Peter: A lot of the time, clients aren’t aware that the Act and new Regulator covers all buildings, not just ‘high rise residential’. There’s a perception that the definition of a higher risk building will remain at 18m, but the regulations have been structured so that the threshold can be changed very easily to a lower height such as 11m.
Duty holders can be another area grey area. Although they mirror those identified by the CDM Regulations, they are different. The ultimate aim of the Act is compliance with the Building Regulations, and to achieve this it mirrors the CDM approach.
Clients also seem to think the industry is well prepared – although pockets of the industry have fully embraced the change and are preparing for it, most cases have been slow to adopt. This is partly due to the slow release of information from the Regulator, and it’s likely they will only move faster once they’re forced to do so.
Interestingly, I’ve heard clients say the removal of the Building Safety Manager role, apart from being a cost-cutting measure, suggests that the regular review and inspection of premises will underpin the Safety Case, and management systems can be implemented remotely or sporadically. In fact, there will be significant attention on your management approach to ensure building standards and residents’ safety. Inevitably, this will mean a higher level of visibility across your estate.
What are the key steps Landlords should take to prepare for the registration deadline?
Lauren: I’ll summarise these for you:
- Understand the Requirements: familiarise yourself with the specific registration requirements outlined in the building safety regulations relevant to your properties. Attend as many training events / seminars / CPD opportunities as possible to keep up to date with the latest developments.
- Identify Eligible Properties: determine which properties in your portfolio are subject to registration based on the criteria provided in the regulations.
- Collect Documentation: gather the necessary documentation for each eligible property, including building information, safety assessments, certifications and other required paperwork. Refer to the Key Building Information guidance to understand what information you will need to review and submit and ensure that you have a system in place to maintain and update the documentation.
- Assess Compliance: conduct thorough assessments to ensure compliance with fire safety and other relevant regulations. Identify any areas that require remedial actions or improvements.
- Appoint a Building Safety Manager: consider appointing a qualified Building Safety Manager to oversee and manage the building safety responsibilities for the registered properties. Although this is no longer a legal requirement, it would be advantageous to have a specific role focussing on ensuring compliance.

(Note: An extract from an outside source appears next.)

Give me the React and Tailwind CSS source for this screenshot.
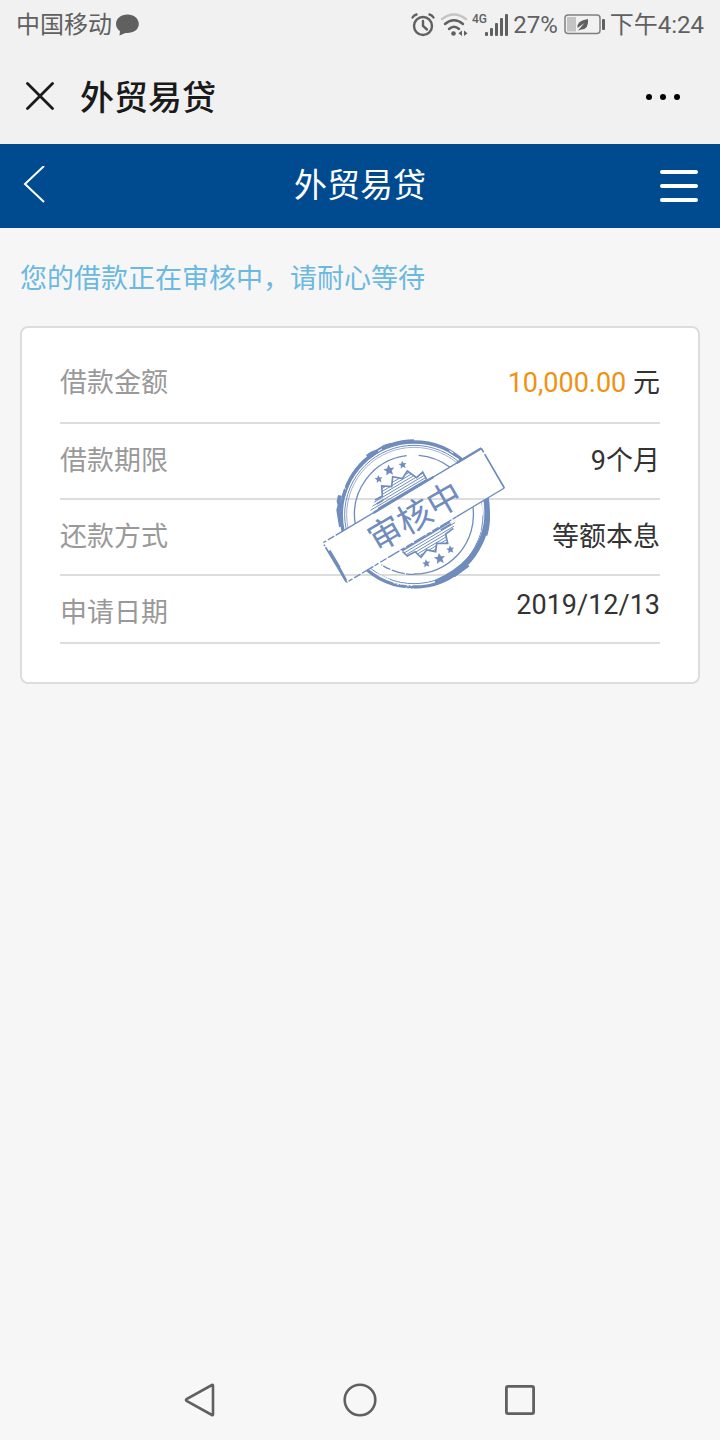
import React from 'react';

const details = [
  { label: '借款金额', amount: '10,000.00', value: '元', rowClass: 'pb-[19px]', valueClass: 'leading-10' },
  { label: '借款期限', value: '9个月', rowClass: 'pb-[17px]', valueClass: 'leading-10' },
  { label: '还款方式', value: '等额本息', rowClass: 'pb-[17px]', valueClass: 'leading-10' },
  { label: '申请日期', value: '2019/12/13', rowClass: 'pb-[9px]', valueClass: 'leading-6' }
];

const stars = [
  { x: 206, y: 147, scale: 0.8 },
  { x: 237, y: 120, scale: 1.1 },
  { x: 278, y: 104, scale: 0.8 },
  { x: 349, y: 400, scale: 0.8 },
  { x: 389, y: 385, scale: 1.1 },
  { x: 421, y: 358, scale: 0.8 }
];

const AlarmIcon = () => (
  <svg width="26" height="28" viewBox="0 0 26 28" fill="none" stroke="#606060" strokeWidth="2.400" strokeLinecap="round">
    <circle cx="13" cy="15" r="9" />
    <path d="M13 10v5l4 3.500M2.500 6.500Q4 4 6.500 3.500M19.500 3.500Q22 4 23.500 6.500" />
  </svg>
);

const WifiIcon = () => (
  <svg width="28" height="28" viewBox="0 0 28 28" fill="none" strokeWidth="2.400" strokeLinecap="round">
    <path d="M2 8Q14 -1 26 8" stroke="#c4c4c4" />
    <path d="M5 13Q14 5.500 23 13M9 18Q14 13.500 19 18" stroke="#606060" />
    <circle cx="13.500" cy="22.500" r="2.300" fill="#606060" />
    <path d="M22 19.500v5.500l-3.500-2.700zM24 19.500v5.500l3.500-2.700z" fill="#606060" />
  </svg>
);

const SignalIcon = () => (
  <svg width="37" height="28" viewBox="0 0 37 28" fill="#606060">
    <text x="0" y="12" fontSize="12" fontWeight="500" className="font-['Roboto',sans-serif]">4G</text>
    <rect x="13" y="21" width="3" height="4" rx="1" />
    <rect x="18" y="17" width="3" height="8" rx="1" />
    <rect x="23" y="12" width="3" height="13" rx="1" />
    <rect x="28" y="7" width="3" height="18" rx="1" />
    <rect x="33" y="3" width="3" height="22" rx="1" />
  </svg>
);

const BatteryIcon = () => (
  <svg width="42" height="28" viewBox="0 0 42 28" fill="none">
    <rect x="1" y="4" width="35" height="18.500" rx="3" stroke="#808080" strokeWidth="1.500" />
    <rect x="3" y="6" width="9" height="14.500" fill="#c4c4c4" />
    <rect x="38" y="8" width="3" height="11" rx="1" fill="#606060" />
    <path d="M24 8Q25 18 17.500 18.500L14 19.500L20.500 12L13.500 17Q12.500 9.500 24 8z" fill="#606060" />
  </svg>
);

const StatusBar = () => (
  <div className="flex h-12 items-center justify-between px-4 pt-0.5 text-[24px] text-[#606060]">
    <div className="flex items-center gap-1">
      <span>中国移动</span>
      <svg width="24" height="24" viewBox="0 0 24 24" fill="#606060">
        <path d="M11.500 1.500C5 1.500 0 5.500 0 11c0 3 1.500 5.500 4 7.200L3.500 22.500l6-2.500c8 .5 13.300-3.500 13.300-9C22.800 5.500 18 1.500 11.500 1.500z" />
      </svg>
    </div>
    <div className="flex items-center">
      <AlarmIcon />
      <span className="ml-1"><WifiIcon /></span>
      <span className="ml-1"><SignalIcon /></span>
      <span className="ml-1">27%</span>
      <span className="ml-1.5"><BatteryIcon /></span>
      <span className="ml-1">下午4:24</span>
    </div>
  </div>
);

const Stamp = () => (
  <svg
    className="pointer-events-none absolute left-1/2 top-27 -ml-10"
    width="190"
    height="156"
    viewBox="30 18 570 468"
    fill="none"
    stroke="#6f8cbd"
    role="img"
    aria-label="审核中"
  >
    <defs>
      <clipPath id="stampTop">
        <path d="M0 0H600V4L514 55L40 338L0 362z" />
      </clipPath>
      <clipPath id="stampBottom">
        <path d="M0 523L110 457L583 174L600 164V520H0z" />
      </clipPath>
      <clipPath id="burstTop">
        <path d="M180 245L195 210L217 198L215 168L245 170L248 140L277 146L292 123L320 143L338 126L350 148z" />
      </clipPath>
      <clipPath id="burstBottom">
        <path d="M278 365L292 378L315 365L333 382L350 360L377 365L380 340L413 340L407 312L430 295L438 270z" />
      </clipPath>
    </defs>

    <g clipPath="url(#stampTop)">
      <circle cx="312" cy="254" r="218" strokeWidth="10" />
      <circle cx="312" cy="254" r="208" strokeWidth="3" />
      <circle cx="312" cy="254" r="202" strokeWidth="2" />
      <path d="M100 200Q122 122 180 78Q240 34 312 33" strokeWidth="10" />
      <path d="M170 78l14-10 20-8 18-12 22-6" strokeWidth="7" />
      <path d="M90 196l-4 18 3 12-4 14 8 50" strokeWidth="12" />
      <path d="M100 160l6 18M204 64l12-7M418 62l12 7M432 80l14 8" stroke="#fff" strokeWidth="3" />
      <path d="M136 284A178 178 0 0 1 290 77M326 76A178 178 0 0 1 420 112" strokeWidth="4" />
    </g>

    <g clipPath="url(#stampBottom)">
      <circle cx="312" cy="254" r="217" strokeWidth="10" />
      <circle cx="312" cy="254" r="207" strokeWidth="3" />
      <path d="M528 200Q546 310 478 388Q440 430 376 458" strokeWidth="16" />
      <path d="M537 245q2 40-8 72" strokeWidth="6" />
      <path d="M474 404l-44 32" strokeWidth="14" />
      <path d="M518 216v40M512 300q-14 50-50 84M200 430l40 20" stroke="#fff" strokeWidth="3" />
      <path d="M250 458l16 6 12-4 16 8 14-2M286 474l34 4" stroke="#fff" strokeWidth="3" strokeDasharray="6 5" />
      <path d="M489 232A178 178 0 0 1 312 432" strokeWidth="4" />
      <path d="M312 433A178 178 0 0 1 214 404" strokeWidth="4" strokeDasharray="24 4 40 5" />
    </g>

    {/* banner */}
    <path d="M40 338L514 55" strokeWidth="4" strokeDasharray="10 6 22 5 600" />
    <path d="M190 249L370 141M440 99L514 55" strokeWidth="7" />
    <path d="M514 55L583 174" strokeWidth="5" strokeDasharray="14 6 150" />
    <path d="M583 174L440 260" strokeWidth="4" />
    <path d="M440 260L110 457" strokeWidth="4" strokeDasharray="14 4 40 5 22 6" />
    <path d="M42 344L110 457" strokeWidth="5" strokeDasharray="5 4 130" />
    <path d="M58 362l30 50M84 408l24 44" strokeWidth="8" />

    {/* sunbursts */}
    <path
      d="M195 210L217 198L215 168L245 170L248 140L277 146L292 123L320 143L338 126L350 148M200 222L220 210"
      strokeWidth="5"
    />
    <path
      d="M278 365L292 378L315 365L333 382L350 360L377 365L380 340L413 340L407 312L430 295M392 300L424 282"
      strokeWidth="5"
    />
    <g clipPath="url(#burstTop)" strokeWidth="3">
      <path d="M180 250L370 137M180 242L370 129M180 233L370 120M180 224L370 111M180 215L370 102M180 206L370 93M180 197L370 84" />
    </g>
    <g clipPath="url(#burstBottom)" strokeWidth="3">
      <path d="M260 374L450 261M260 382L450 269M260 391L450 278M260 400L450 287M260 409L450 296M260 418L450 305M260 427L450 314" />
    </g>
    <path d="M204 236L350 149M276 362L420 276" strokeWidth="5" />

    {stars.map((star) => (
      <path
        key={`${star.x}-${star.y}`}
        d="M0 -15L4.500 -5L15 -4.500L7 3L9.500 14L0 8L-9.500 14L-7 3L-15 -4.500L-4.500 -5z"
        transform={`translate(${star.x} ${star.y}) rotate(-8) scale(${star.scale})`}
        fill="#6f8cbd"
        stroke="none"
      />
    ))}

    <text
      transform="translate(314 259) rotate(-30)"
      y="37"
      textAnchor="middle"
      fontSize="102"
      fill="#6f8cbd"
      stroke="none"
    >
      审核中
    </text>
  </svg>
);

const DetailRow = ({ item }) => (
  <div className={`flex items-start justify-between border-b-2 border-[#dddddd] pt-[17px] ${item.rowClass}`}>
    <dt className="leading-10 text-[#999999]">{item.label}</dt>
    <dd className={`text-[#333333] ${item.valueClass}`}>
      {item.amount && <span className="text-[#ee9211]">{item.amount} </span>}
      {item.value}
    </dd>
  </div>
);

const App = () => {
  return (
    <div className="flex min-h-screen flex-col bg-[#f6f6f6] font-['Roboto','Noto_Sans_CJK_SC',sans-serif]">
      <div className="bg-[#f1f1f1]">
        <StatusBar />
        <div className="flex h-24 items-center px-[26px]">
          <button type="button" aria-label="关闭">
            <svg width="28" height="28" viewBox="0 0 28 28" fill="none" stroke="#1a1a1a" strokeWidth="2.800" strokeLinecap="round">
              <path d="M1.500 1.500L26.500 26.500M26.500 1.500L1.500 26.500" />
            </svg>
          </button>
          <span className="ml-[26px] flex-1 pt-1 text-[34px] font-medium text-[#1a1a1a]">外贸易贷</span>
          <button type="button" aria-label="更多" className="mr-3.5">
            <svg width="36" height="28" viewBox="0 0 36 28" fill="#000">
              <circle cx="5" cy="15" r="3" />
              <circle cx="19" cy="15" r="3" />
              <circle cx="33" cy="15" r="3" />
            </svg>
          </button>
        </div>
      </div>

      <header className="grid h-21 grid-cols-3 items-center bg-[#004b8f] px-[22px] text-white">
        <button type="button" aria-label="返回" className="justify-self-start">
          <svg width="24" height="40" viewBox="0 0 24 40" fill="none" stroke="currentColor" strokeWidth="2">
            <path d="M22 -.5L3 17.500L22 35.500" transform="translate(0 .5)" />
          </svg>
        </button>
        <h1 className="text-center text-[33px]">外贸易贷</h1>
        <button type="button" aria-label="菜单" className="flex flex-col gap-[10px] justify-self-end">
          <span className="h-1 w-[38px] rounded-full bg-white" />
          <span className="h-1 w-[38px] rounded-full bg-white" />
          <span className="h-1 w-[38px] rounded-full bg-white" />
        </button>
      </header>

      <main className="flex-1 px-5 text-[27px]">
        <p className="pb-[27px] pt-[31px] leading-10 text-[#6bb8e0]">您的借款正在审核中，请耐心等待</p>
        <section className="relative rounded-lg border-2 border-[#dddddd] bg-white px-[38px] pb-[38px] pt-[18px]">
          <dl>
            {details.map((item) => (
              <DetailRow key={item.label} item={item} />
            ))}
          </dl>
          <Stamp />
        </section>
      </main>

      <nav className="flex h-20 items-center justify-center bg-[#f7f7f7]">
        <button type="button" aria-label="返回" className="flex w-40 justify-center">
          <svg width="36" height="36" viewBox="0 0 36 36" fill="none" stroke="#606060" strokeWidth="2.600" strokeLinejoin="round">
            <path d="M31 3.500V32.500Q31 33.500 30 33L4.500 18.800Q3.500 18 4.500 17.200L30 3Q31 2.500 31 3.500z" />
          </svg>
        </button>
        <button type="button" aria-label="主页" className="flex w-40 justify-center">
          <svg width="36" height="36" viewBox="0 0 36 36" fill="none" stroke="#606060" strokeWidth="2.600">
            <circle cx="18" cy="18" r="15.300" />
          </svg>
        </button>
        <button type="button" aria-label="最近任务" className="flex w-40 justify-center">
          <svg width="36" height="36" viewBox="0 0 36 36" fill="none" stroke="#606060" strokeWidth="2.800">
            <rect x="4.400" y="4.400" width="27.200" height="27.200" rx="1.500" />
          </svg>
        </button>
      </nav>
    </div>
  );
};

export default App;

- Complete Registration: submit the required information and documentation for each eligible property to the Building Safety Regulator by 1st October.
After you’ve submitted your application, it’s important to implement a robust system and processes to maintain compliance with building safety regulations. This can include regular safety assessments, inspections, maintenance and timely resolution of any issues.
How can Landlords make the registration process more efficient?
Peter: There’s a distinct lack of awareness about the specific requirements to register building and those with limited resources are facing challenges analysing the sheer volume of information, particularly with the need to transfer paper-based information to digital format. You really have to be proactive, allow ample time and keep up to date with the evolving building registration regulations and requirements. Follow industry news and seek guidance from professional advisors or industry associations to streamline procedures.
Keeping accurate records of building information, safety assessments and certifications will help facilitate the process. Consider using a digital documentation management tool, preferable one that’s linked to the Regulator to enable collaborations and give you oversight of your compliance levels. And remember to inform your residents about the requirements and involve them in the process so you can address their concerns and ensure their cooperation.
What should Landlords expect after 1st October registration deadline?
Lauren: This complex legislation and level of change is going to take time to bed in. Once the gateway has closed, and existing buildings are all moving towards greater levels of compliance, the Regulator will focus their attention on the highest risk areas.
Many existing premises are still facing huge costs and delays associated with recladding, fire watches and associated challenges. These will take time to resolve and will be a focus for the Regulator and the industry. If successful, it is likely that the requirements for higher risk residential properties may be extended to cover all building types.
Additionally, there are still a few key aspects of the legislation that are ambiguous and can be interpreted in a number of ways. Unsurprisingly, it is likely that the first legal precents will have a bearing on the direction of compliance. The first test cases and rulings may indicate further how this complex legislation will evolve.
Peter: All legislation can be influenced by various factors including government priorities, public concerns, technological advancements and changes in society's needs. It is possible that building safety regulations and related legislation will continue to evolve to address emerging challenges and ensure the safety and well-being of residents.
To stay up to date on legislative changes, we would recommend monitoring official government sources, and industry publications and consulting with legal professionals or industry associations specialised in property and building regulations. They can provide the most accurate and up-to-date information regarding any anticipated developments to the legislation beyond October 2023.
This information is up to date at the time of publishing this article.